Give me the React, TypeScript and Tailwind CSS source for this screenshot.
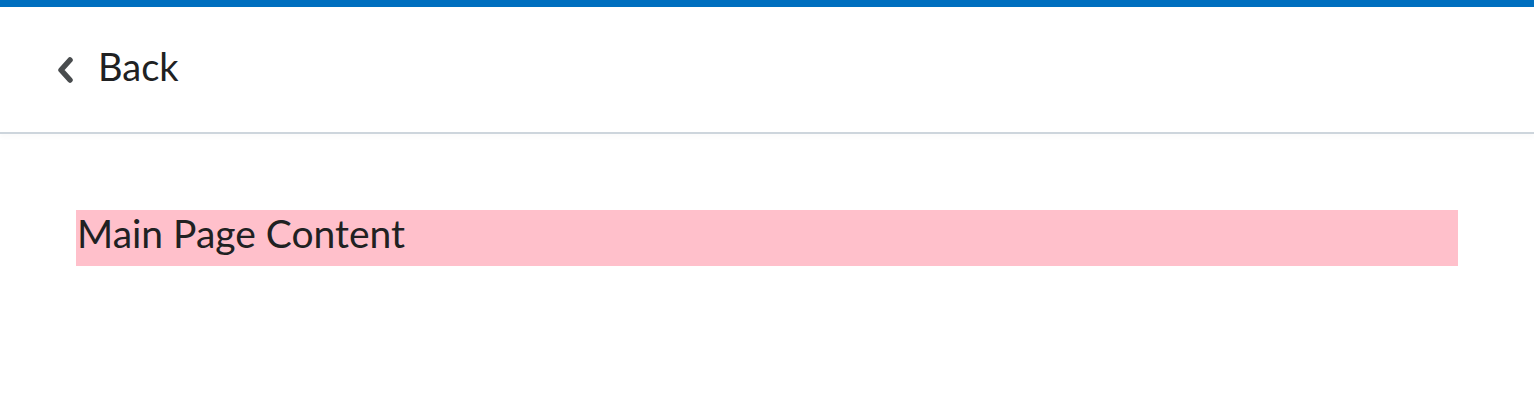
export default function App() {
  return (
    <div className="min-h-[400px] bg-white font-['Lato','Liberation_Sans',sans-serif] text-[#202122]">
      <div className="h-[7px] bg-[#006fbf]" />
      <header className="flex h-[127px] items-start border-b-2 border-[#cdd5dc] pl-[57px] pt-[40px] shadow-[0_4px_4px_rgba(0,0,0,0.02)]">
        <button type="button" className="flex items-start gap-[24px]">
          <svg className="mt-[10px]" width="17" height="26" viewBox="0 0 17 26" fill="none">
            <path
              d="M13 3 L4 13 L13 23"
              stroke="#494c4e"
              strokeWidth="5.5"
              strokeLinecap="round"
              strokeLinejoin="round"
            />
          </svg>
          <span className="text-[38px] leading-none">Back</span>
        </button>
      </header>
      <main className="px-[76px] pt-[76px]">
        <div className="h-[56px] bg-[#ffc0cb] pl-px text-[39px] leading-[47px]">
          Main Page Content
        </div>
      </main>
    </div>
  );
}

┄┄┄┄┄┄┄┄┄┄

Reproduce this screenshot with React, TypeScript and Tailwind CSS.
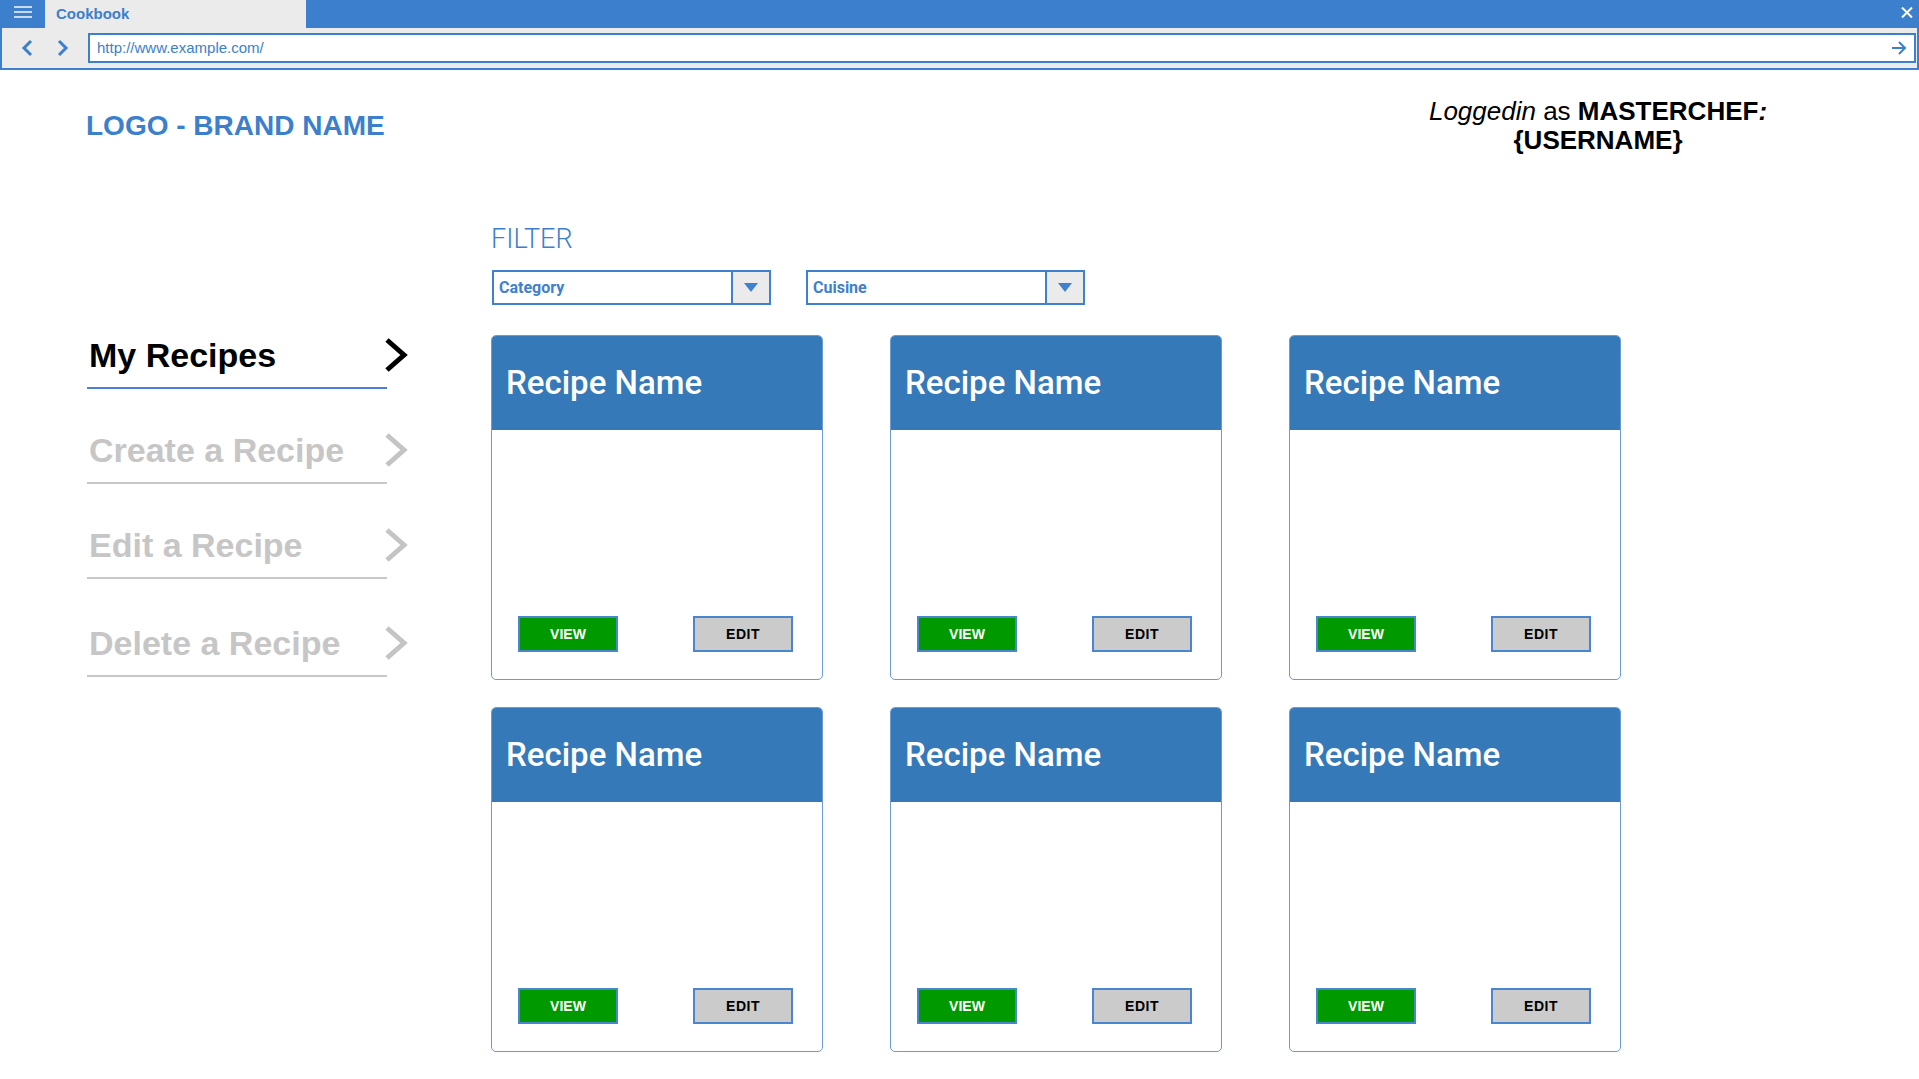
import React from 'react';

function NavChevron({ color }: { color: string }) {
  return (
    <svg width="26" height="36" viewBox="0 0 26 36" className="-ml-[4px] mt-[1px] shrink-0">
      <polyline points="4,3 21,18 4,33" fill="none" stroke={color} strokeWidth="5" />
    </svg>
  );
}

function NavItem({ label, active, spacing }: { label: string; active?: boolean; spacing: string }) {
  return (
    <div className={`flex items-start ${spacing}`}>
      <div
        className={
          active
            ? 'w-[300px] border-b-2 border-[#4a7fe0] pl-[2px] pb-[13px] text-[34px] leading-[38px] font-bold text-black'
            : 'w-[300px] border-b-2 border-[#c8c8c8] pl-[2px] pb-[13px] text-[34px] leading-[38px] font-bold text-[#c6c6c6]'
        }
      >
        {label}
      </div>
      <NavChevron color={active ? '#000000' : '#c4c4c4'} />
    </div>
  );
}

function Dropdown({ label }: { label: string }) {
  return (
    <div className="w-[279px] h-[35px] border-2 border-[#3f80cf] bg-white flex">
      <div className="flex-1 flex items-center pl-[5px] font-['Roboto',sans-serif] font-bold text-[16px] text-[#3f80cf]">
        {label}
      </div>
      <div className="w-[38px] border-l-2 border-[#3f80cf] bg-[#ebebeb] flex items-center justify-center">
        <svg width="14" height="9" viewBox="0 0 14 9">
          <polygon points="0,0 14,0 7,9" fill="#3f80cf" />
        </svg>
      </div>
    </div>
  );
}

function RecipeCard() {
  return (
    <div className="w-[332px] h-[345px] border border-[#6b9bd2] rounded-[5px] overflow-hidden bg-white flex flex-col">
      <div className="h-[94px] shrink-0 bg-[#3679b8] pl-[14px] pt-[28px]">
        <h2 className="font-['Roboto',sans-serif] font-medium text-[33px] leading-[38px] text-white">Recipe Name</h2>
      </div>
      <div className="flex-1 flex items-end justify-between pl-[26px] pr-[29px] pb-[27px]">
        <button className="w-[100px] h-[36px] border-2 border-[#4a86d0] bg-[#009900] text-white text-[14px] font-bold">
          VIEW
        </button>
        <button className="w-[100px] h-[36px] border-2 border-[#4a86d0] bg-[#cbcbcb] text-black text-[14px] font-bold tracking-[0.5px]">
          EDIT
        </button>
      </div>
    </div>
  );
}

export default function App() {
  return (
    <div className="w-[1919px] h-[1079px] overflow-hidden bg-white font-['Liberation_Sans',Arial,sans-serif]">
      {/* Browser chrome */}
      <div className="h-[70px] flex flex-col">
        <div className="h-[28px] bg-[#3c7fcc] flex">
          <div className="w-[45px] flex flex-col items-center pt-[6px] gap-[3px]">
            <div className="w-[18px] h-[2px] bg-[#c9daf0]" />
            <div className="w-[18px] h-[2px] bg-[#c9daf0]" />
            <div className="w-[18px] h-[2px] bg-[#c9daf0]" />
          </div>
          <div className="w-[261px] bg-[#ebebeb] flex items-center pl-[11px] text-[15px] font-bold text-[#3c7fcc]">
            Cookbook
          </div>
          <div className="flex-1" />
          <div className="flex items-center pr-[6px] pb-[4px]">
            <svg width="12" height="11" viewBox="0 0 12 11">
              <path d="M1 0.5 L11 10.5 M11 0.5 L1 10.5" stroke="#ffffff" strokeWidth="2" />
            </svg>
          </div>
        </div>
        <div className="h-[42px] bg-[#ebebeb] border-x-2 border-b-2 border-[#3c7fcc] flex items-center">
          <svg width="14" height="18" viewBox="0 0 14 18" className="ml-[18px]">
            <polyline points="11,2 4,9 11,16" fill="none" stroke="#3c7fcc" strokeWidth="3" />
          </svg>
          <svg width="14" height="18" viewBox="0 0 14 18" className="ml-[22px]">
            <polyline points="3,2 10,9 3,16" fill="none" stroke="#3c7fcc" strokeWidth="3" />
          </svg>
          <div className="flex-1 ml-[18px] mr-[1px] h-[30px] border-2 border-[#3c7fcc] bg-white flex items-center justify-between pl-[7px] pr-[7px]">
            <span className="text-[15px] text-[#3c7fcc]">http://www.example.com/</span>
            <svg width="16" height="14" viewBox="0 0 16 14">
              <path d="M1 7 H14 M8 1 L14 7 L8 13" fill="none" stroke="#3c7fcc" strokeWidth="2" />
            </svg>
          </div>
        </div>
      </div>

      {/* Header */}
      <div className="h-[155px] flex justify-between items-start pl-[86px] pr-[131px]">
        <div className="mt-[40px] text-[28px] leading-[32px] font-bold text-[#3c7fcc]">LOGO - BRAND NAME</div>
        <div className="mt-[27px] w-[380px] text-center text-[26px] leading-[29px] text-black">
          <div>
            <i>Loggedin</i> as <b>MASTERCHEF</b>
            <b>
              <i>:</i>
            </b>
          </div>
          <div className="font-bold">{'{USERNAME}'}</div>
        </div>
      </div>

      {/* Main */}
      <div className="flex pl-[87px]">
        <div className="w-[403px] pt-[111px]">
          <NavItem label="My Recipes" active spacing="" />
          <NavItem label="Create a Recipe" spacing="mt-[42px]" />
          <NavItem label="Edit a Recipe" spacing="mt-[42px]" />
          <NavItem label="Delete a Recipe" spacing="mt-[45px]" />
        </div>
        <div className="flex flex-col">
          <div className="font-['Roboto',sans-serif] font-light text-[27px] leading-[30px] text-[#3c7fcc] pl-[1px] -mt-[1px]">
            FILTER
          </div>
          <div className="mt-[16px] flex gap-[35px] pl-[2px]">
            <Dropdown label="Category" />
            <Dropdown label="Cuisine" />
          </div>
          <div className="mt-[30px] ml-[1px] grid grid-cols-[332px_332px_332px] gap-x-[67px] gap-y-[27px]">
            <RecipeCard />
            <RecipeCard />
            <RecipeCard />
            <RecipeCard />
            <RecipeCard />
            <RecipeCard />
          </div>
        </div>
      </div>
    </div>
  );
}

┄┄┄┄┄┄┄┄┄┄

■ **SET EXERCISE**
In the records above, how many lines hold the string "screenshot"? Reply with only the number.

■ **THE SOLUTION**
2